Espera aí, Gin-Tonic, essa coisa dos ponteiros andarem para trás como ex-libris do British Bar de que altura é que é? Mais ou menos.

Depois explico o porquê desta pergunta...

LT

gin-tonic disse...

Caro Ié-Ié:
Não tem elementos para te poder dar uma resposta. Também não sabe quantos gins bebeu no "British", mas não chegou a um milhão.
Mas adianta qualquer coisa: O filme do Tanner é de 1983 e o relógio já lá estava há uns anos. Talvez o relógio, o antigo relógio, esteja lá a partir do final de 1978 ou 1979. O segundo relógio aparece no findar dos anos 80.

filhote disse...

Emocionantes linhas, Gin-Tonic. Obrigado.

Abs

ié-ié disse...

Então, passo a explicar: é que o Hard Rock Cafe original, inglês, Junho de 1970, tem exactamente como ex-libris (um deles) um relógio cujos ponteiros andam, com velocidade, para trás.

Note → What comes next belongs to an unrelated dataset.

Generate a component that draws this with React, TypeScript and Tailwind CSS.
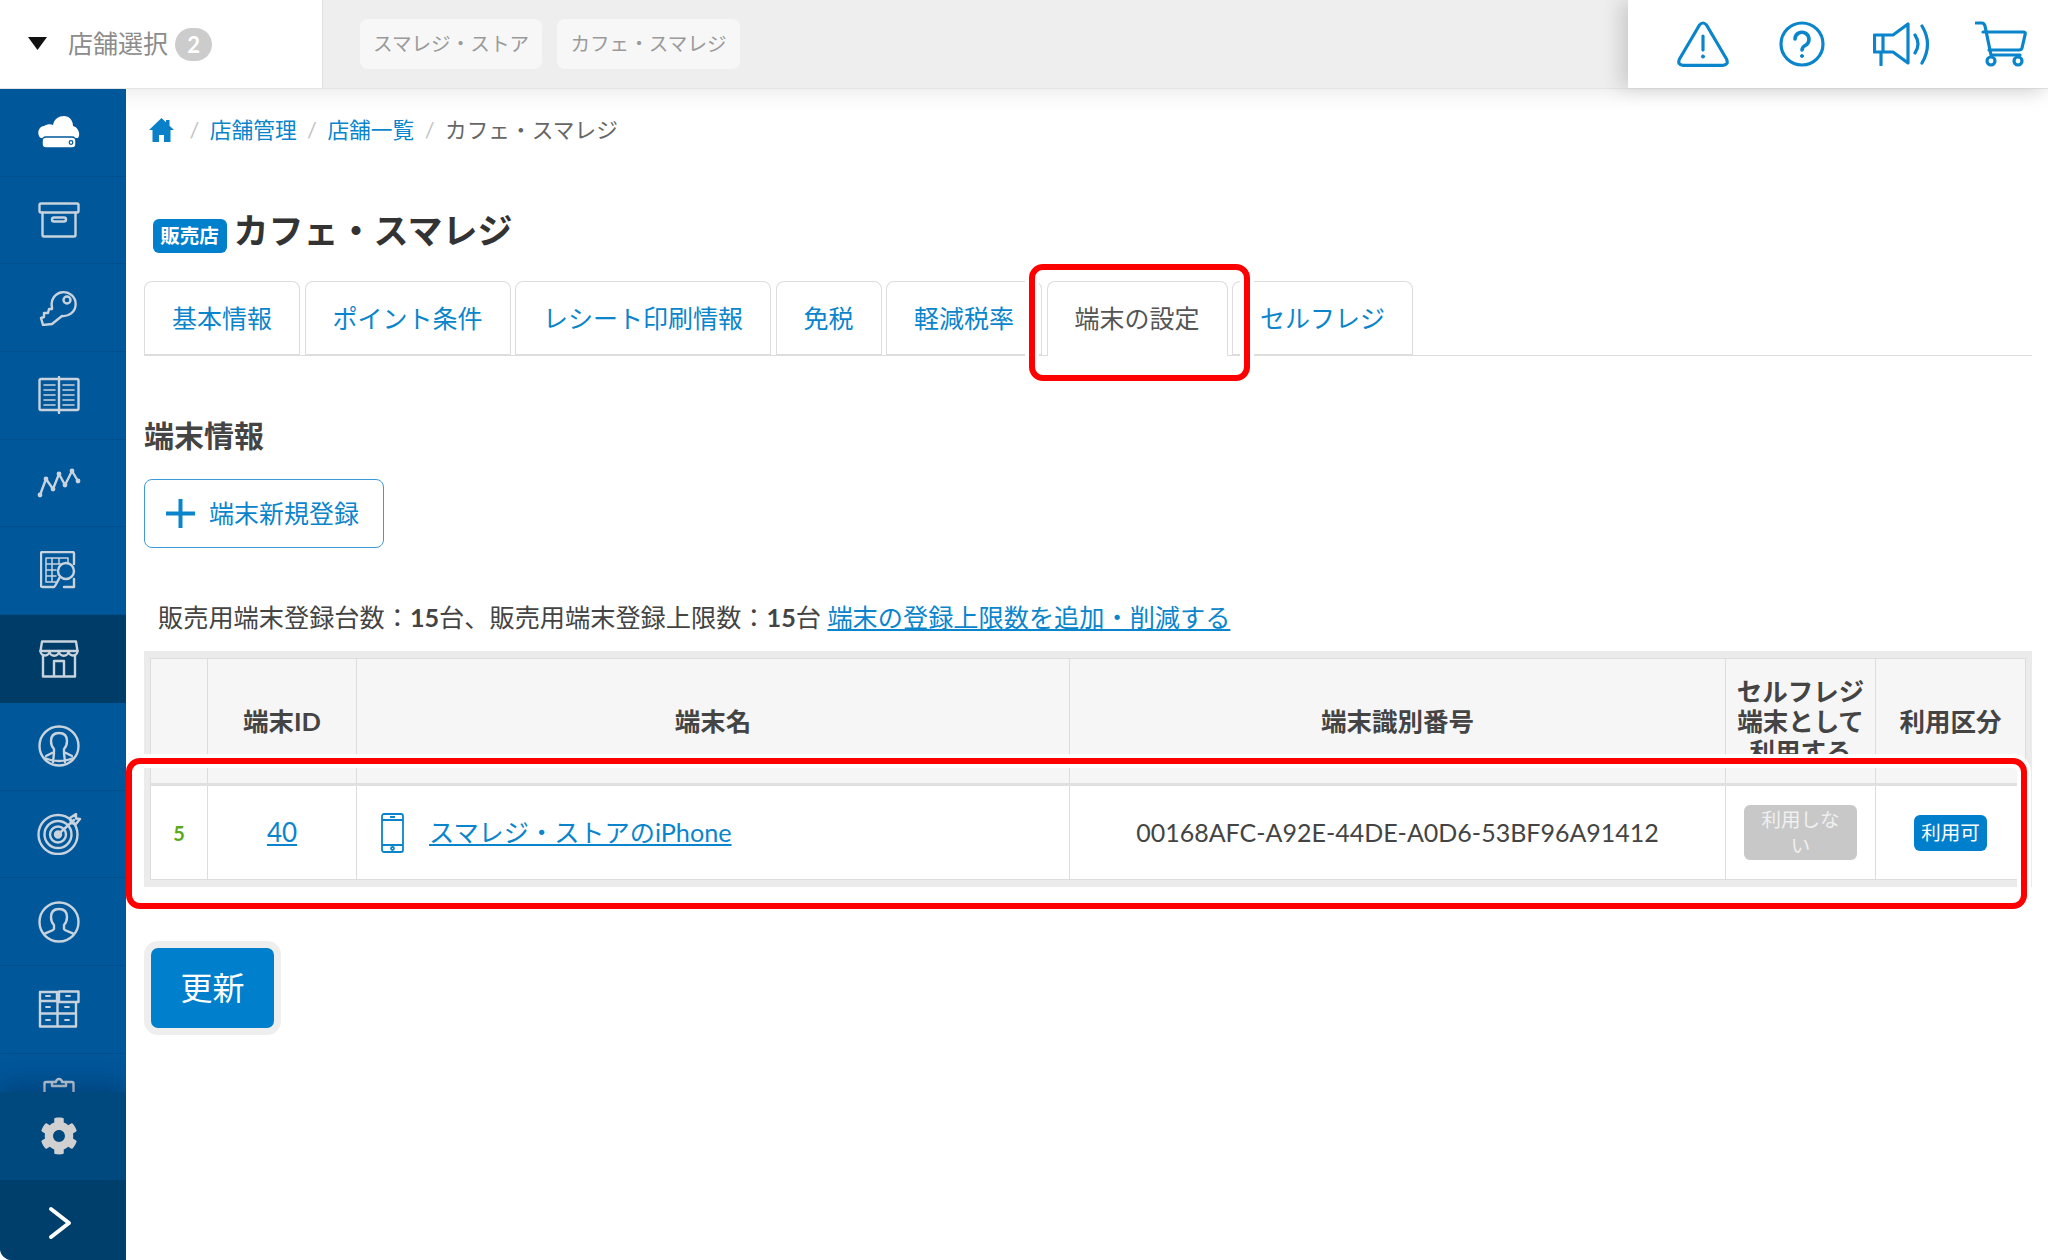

Achei piada que outrém tivesse a mesma ideia.

LT

gin-tonic disse...

Quando os dias melhorarem, desceremos a colina e vamos beber uns "gins" ao "British-Bar" e ficar a olhar para o relógio em que o tempo anda para trás.
Aponte na agenda. s.f.f

ié-ié disse...

Está apontado, que eu ainda uso agenda, lápis e borracha.